Reproduce the listing below without any change.

DATA PROVIDED>

----------

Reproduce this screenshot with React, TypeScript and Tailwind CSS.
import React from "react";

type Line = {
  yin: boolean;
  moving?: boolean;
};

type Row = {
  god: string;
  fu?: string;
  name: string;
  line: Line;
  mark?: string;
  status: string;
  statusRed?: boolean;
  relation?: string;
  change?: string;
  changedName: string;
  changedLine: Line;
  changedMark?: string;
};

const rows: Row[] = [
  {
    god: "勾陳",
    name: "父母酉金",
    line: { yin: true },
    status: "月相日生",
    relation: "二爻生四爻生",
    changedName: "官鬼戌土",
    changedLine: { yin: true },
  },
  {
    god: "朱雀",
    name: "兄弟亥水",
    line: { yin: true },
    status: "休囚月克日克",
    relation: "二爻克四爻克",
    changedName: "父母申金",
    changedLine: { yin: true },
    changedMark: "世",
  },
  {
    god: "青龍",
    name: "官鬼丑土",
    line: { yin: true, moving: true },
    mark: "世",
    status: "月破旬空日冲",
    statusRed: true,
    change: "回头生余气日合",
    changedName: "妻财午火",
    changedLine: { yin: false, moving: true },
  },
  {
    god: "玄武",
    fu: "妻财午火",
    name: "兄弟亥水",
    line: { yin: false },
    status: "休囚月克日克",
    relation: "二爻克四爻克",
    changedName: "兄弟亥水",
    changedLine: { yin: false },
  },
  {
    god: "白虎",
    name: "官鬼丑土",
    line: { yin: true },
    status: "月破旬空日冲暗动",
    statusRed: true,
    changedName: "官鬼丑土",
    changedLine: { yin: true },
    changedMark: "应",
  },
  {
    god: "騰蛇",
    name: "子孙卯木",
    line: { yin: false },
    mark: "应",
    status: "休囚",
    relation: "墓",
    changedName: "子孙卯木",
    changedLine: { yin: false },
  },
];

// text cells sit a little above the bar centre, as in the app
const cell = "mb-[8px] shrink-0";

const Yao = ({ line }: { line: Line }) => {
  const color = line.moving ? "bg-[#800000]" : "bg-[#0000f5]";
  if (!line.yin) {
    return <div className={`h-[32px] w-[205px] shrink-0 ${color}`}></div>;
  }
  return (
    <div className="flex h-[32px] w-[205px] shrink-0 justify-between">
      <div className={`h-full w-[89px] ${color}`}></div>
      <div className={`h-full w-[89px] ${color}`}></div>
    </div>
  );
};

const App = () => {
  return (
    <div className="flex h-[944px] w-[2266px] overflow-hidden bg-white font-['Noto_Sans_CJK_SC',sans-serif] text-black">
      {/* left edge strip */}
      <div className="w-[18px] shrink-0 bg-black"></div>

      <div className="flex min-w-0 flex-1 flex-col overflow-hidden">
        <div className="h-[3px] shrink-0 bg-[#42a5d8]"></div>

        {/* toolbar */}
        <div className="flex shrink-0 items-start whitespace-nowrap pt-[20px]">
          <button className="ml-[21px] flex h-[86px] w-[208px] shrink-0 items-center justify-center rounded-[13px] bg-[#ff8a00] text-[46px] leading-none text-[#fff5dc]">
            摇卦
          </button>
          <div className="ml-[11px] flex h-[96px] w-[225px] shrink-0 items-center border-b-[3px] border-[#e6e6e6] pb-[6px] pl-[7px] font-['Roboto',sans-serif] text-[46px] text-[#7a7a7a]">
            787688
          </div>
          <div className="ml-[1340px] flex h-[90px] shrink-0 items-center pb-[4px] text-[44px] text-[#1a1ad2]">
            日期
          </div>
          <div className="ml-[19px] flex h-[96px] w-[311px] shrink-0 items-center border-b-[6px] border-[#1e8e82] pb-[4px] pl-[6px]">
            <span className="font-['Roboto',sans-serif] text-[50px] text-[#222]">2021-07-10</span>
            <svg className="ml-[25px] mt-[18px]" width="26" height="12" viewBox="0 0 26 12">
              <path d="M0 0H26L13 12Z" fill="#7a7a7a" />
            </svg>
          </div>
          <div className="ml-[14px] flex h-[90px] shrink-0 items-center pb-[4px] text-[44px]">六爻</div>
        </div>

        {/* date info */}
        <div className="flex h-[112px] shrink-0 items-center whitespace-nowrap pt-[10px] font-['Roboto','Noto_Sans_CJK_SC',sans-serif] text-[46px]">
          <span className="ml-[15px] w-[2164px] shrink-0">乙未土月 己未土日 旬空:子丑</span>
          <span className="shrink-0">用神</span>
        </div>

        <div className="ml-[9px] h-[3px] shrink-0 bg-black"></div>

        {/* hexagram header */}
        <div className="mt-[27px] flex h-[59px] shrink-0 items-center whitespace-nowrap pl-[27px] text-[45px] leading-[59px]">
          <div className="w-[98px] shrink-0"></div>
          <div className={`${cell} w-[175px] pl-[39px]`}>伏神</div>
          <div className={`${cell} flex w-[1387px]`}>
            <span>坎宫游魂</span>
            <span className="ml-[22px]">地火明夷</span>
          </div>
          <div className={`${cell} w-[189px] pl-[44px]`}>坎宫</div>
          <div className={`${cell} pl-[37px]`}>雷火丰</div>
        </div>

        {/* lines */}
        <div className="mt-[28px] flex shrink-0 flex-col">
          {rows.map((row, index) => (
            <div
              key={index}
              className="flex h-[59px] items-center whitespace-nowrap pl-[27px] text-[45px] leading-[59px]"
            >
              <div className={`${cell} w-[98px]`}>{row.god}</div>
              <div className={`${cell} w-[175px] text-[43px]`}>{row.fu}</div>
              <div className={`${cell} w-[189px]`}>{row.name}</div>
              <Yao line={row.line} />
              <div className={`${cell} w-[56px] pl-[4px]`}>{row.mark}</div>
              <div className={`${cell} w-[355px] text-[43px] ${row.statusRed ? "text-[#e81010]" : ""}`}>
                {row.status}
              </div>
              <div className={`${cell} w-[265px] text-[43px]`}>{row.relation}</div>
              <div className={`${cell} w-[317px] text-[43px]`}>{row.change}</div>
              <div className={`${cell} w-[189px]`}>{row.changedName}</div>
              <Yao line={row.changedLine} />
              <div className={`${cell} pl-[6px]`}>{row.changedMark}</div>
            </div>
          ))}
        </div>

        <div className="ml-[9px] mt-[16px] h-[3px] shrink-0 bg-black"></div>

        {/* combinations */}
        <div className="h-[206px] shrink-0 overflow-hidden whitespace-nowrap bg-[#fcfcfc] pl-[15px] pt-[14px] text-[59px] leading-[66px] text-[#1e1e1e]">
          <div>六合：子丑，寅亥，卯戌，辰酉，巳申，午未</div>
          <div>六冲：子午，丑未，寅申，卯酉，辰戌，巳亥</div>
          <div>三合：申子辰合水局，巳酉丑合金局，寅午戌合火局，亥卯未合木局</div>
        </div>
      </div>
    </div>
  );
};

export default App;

----------

SOLVED EXERCISE>
Reproduce this screenshot with React, TypeScript and Tailwind CSS.
import React from "react";

type Line = {
  yin: boolean;
  moving?: boolean;
};

type Row = {
  god: string;
  fu?: string;
  name: string;
  line: Line;
  mark?: string;
  status: string;
  statusRed?: boolean;
  relation?: string;
  change?: string;
  changedName: string;
  changedLine: Line;
  changedMark?: string;
};

const rows: Row[] = [
  {
    god: "勾陳",
    name: "父母酉金",
    line: { yin: true },
    status: "月相日生",
    relation: "二爻生四爻生",
    changedName: "官鬼戌土",
    changedLine: { yin: true },
  },
  {
    god: "朱雀",
    name: "兄弟亥水",
    line: { yin: true },
    status: "休囚月克日克",
    relation: "二爻克四爻克",
    changedName: "父母申金",
    changedLine: { yin: true },
    changedMark: "世",
  },
  {
    god: "青龍",
    name: "官鬼丑土",
    line: { yin: true, moving: true },
    mark: "世",
    status: "月破旬空日冲",
    statusRed: true,
    change: "回头生余气日合",
    changedName: "妻财午火",
    changedLine: { yin: false, moving: true },
  },
  {
    god: "玄武",
    fu: "妻财午火",
    name: "兄弟亥水",
    line: { yin: false },
    status: "休囚月克日克",
    relation: "二爻克四爻克",
    changedName: "兄弟亥水",
    changedLine: { yin: false },
  },
  {
    god: "白虎",
    name: "官鬼丑土",
    line: { yin: true },
    status: "月破旬空日冲暗动",
    statusRed: true,
    changedName: "官鬼丑土",
    changedLine: { yin: true },
    changedMark: "应",
  },
  {
    god: "騰蛇",
    name: "子孙卯木",
    line: { yin: false },
    mark: "应",
    status: "休囚",
    relation: "墓",
    changedName: "子孙卯木",
    changedLine: { yin: false },
  },
];

// text cells sit a little above the bar centre, as in the app
const cell = "mb-[8px] shrink-0";

const Yao = ({ line }: { line: Line }) => {
  const color = line.moving ? "bg-[#800000]" : "bg-[#0000f5]";
  if (!line.yin) {
    return <div className={`h-[32px] w-[205px] shrink-0 ${color}`}></div>;
  }
  return (
    <div className="flex h-[32px] w-[205px] shrink-0 justify-between">
      <div className={`h-full w-[89px] ${color}`}></div>
      <div className={`h-full w-[89px] ${color}`}></div>
    </div>
  );
};

const App = () => {
  return (
    <div className="flex h-[944px] w-[2266px] overflow-hidden bg-white font-['Noto_Sans_CJK_SC',sans-serif] text-black">
      {/* left edge strip */}
      <div className="w-[18px] shrink-0 bg-black"></div>

      <div className="flex min-w-0 flex-1 flex-col overflow-hidden">
        <div className="h-[3px] shrink-0 bg-[#42a5d8]"></div>

        {/* toolbar */}
        <div className="flex shrink-0 items-start whitespace-nowrap pt-[20px]">
          <button className="ml-[21px] flex h-[86px] w-[208px] shrink-0 items-center justify-center rounded-[13px] bg-[#ff8a00] text-[46px] leading-none text-[#fff5dc]">
            摇卦
          </button>
          <div className="ml-[11px] flex h-[96px] w-[225px] shrink-0 items-center border-b-[3px] border-[#e6e6e6] pb-[6px] pl-[7px] font-['Roboto',sans-serif] text-[46px] text-[#7a7a7a]">
            787688
          </div>
          <div className="ml-[1340px] flex h-[90px] shrink-0 items-center pb-[4px] text-[44px] text-[#1a1ad2]">
            日期
          </div>
          <div className="ml-[19px] flex h-[96px] w-[311px] shrink-0 items-center border-b-[6px] border-[#1e8e82] pb-[4px] pl-[6px]">
            <span className="font-['Roboto',sans-serif] text-[50px] text-[#222]">2021-07-10</span>
            <svg className="ml-[25px] mt-[18px]" width="26" height="12" viewBox="0 0 26 12">
              <path d="M0 0H26L13 12Z" fill="#7a7a7a" />
            </svg>
          </div>
          <div className="ml-[14px] flex h-[90px] shrink-0 items-center pb-[4px] text-[44px]">六爻</div>
        </div>

        {/* date info */}
        <div className="flex h-[112px] shrink-0 items-center whitespace-nowrap pt-[10px] font-['Roboto','Noto_Sans_CJK_SC',sans-serif] text-[46px]">
          <span className="ml-[15px] w-[2164px] shrink-0">乙未土月 己未土日 旬空:子丑</span>
          <span className="shrink-0">用神</span>
        </div>

        <div className="ml-[9px] h-[3px] shrink-0 bg-black"></div>

        {/* hexagram header */}
        <div className="mt-[27px] flex h-[59px] shrink-0 items-center whitespace-nowrap pl-[27px] text-[45px] leading-[59px]">
          <div className="w-[98px] shrink-0"></div>
          <div className={`${cell} w-[175px] pl-[39px]`}>伏神</div>
          <div className={`${cell} flex w-[1387px]`}>
            <span>坎宫游魂</span>
            <span className="ml-[22px]">地火明夷</span>
          </div>
          <div className={`${cell} w-[189px] pl-[44px]`}>坎宫</div>
          <div className={`${cell} pl-[37px]`}>雷火丰</div>
        </div>

        {/* lines */}
        <div className="mt-[28px] flex shrink-0 flex-col">
          {rows.map((row, index) => (
            <div
              key={index}
              className="flex h-[59px] items-center whitespace-nowrap pl-[27px] text-[45px] leading-[59px]"
            >
              <div className={`${cell} w-[98px]`}>{row.god}</div>
              <div className={`${cell} w-[175px] text-[43px]`}>{row.fu}</div>
              <div className={`${cell} w-[189px]`}>{row.name}</div>
              <Yao line={row.line} />
              <div className={`${cell} w-[56px] pl-[4px]`}>{row.mark}</div>
              <div className={`${cell} w-[355px] text-[43px] ${row.statusRed ? "text-[#e81010]" : ""}`}>
                {row.status}
              </div>
              <div className={`${cell} w-[265px] text-[43px]`}>{row.relation}</div>
              <div className={`${cell} w-[317px] text-[43px]`}>{row.change}</div>
              <div className={`${cell} w-[189px]`}>{row.changedName}</div>
              <Yao line={row.changedLine} />
              <div className={`${cell} pl-[6px]`}>{row.changedMark}</div>
            </div>
          ))}
        </div>

        <div className="ml-[9px] mt-[16px] h-[3px] shrink-0 bg-black"></div>

        {/* combinations */}
        <div className="h-[206px] shrink-0 overflow-hidden whitespace-nowrap bg-[#fcfcfc] pl-[15px] pt-[14px] text-[59px] leading-[66px] text-[#1e1e1e]">
          <div>六合：子丑，寅亥，卯戌，辰酉，巳申，午未</div>
          <div>六冲：子午，丑未，寅申，卯酉，辰戌，巳亥</div>
          <div>三合：申子辰合水局，巳酉丑合金局，寅午戌合火局，亥卯未合木局</div>
        </div>
      </div>
    </div>
  );
};

export default App;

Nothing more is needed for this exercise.